-- START OF RECORDED INFORMATION --

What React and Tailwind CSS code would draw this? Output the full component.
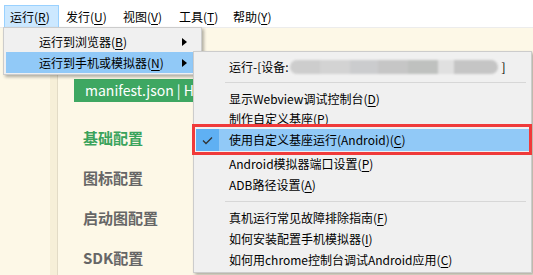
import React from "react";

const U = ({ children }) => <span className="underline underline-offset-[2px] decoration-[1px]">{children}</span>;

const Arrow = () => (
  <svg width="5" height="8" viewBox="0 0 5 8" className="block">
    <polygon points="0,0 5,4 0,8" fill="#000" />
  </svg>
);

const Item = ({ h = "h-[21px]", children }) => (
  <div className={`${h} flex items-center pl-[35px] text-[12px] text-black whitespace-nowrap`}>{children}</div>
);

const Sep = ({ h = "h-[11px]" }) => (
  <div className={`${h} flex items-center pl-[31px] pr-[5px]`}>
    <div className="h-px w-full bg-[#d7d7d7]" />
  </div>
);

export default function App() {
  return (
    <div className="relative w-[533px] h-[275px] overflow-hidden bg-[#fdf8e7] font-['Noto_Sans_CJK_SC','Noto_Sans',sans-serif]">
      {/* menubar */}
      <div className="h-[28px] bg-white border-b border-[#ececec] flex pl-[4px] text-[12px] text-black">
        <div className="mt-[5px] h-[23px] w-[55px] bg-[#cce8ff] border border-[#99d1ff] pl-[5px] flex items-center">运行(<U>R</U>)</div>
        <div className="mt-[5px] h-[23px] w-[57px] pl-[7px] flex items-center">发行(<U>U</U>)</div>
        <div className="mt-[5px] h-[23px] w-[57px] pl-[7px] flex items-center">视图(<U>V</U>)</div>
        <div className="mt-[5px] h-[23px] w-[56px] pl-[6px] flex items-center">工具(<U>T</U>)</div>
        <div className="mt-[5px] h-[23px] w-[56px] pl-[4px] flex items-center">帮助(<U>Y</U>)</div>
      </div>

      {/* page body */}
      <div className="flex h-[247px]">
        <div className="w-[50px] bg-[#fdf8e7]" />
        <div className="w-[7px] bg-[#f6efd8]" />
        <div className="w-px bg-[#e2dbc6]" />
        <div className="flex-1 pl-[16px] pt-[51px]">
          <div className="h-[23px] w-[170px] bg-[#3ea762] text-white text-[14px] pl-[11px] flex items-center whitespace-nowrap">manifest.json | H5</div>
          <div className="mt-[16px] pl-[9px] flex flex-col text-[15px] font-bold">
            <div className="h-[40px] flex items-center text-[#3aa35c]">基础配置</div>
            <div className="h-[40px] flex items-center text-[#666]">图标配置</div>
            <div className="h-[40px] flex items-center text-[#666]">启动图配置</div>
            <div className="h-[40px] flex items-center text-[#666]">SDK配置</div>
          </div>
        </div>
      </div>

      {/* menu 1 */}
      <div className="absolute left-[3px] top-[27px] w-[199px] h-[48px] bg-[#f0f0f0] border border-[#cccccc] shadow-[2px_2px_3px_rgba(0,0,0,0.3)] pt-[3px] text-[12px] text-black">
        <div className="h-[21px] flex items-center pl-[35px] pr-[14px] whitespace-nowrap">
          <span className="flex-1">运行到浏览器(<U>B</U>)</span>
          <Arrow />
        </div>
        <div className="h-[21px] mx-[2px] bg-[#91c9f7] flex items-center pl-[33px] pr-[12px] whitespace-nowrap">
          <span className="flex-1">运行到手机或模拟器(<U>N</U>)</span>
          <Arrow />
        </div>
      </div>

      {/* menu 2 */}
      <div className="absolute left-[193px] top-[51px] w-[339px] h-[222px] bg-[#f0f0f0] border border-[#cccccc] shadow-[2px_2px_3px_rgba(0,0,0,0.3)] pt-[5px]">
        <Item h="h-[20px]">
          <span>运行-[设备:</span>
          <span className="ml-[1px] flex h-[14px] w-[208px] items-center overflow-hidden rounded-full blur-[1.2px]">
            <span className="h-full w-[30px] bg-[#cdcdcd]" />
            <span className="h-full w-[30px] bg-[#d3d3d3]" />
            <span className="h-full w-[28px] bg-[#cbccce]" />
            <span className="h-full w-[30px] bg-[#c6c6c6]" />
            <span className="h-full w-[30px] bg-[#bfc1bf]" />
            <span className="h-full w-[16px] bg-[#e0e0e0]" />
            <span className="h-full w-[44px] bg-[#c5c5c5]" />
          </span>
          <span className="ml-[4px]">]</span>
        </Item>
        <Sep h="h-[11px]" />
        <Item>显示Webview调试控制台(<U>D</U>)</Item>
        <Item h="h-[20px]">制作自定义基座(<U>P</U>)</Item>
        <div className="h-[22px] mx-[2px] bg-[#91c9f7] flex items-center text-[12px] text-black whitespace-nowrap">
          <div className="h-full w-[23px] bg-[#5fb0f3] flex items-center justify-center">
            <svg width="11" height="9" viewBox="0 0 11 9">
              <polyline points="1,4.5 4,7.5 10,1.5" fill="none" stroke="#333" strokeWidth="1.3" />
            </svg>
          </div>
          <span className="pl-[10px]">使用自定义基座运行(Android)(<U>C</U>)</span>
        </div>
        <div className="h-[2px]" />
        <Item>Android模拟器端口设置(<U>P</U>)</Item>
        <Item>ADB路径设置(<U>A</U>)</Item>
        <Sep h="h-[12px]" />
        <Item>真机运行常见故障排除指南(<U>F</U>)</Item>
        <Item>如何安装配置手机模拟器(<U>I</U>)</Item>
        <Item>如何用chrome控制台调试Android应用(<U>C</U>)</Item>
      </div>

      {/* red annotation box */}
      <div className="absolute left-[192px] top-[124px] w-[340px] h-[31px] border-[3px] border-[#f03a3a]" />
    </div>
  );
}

-- END OF RECORDED INFORMATION --

GIVEN EXERCISE:
Find every line with "React" in the listing and state how many there are, nothing else.

FINISHED EXERCISE:
2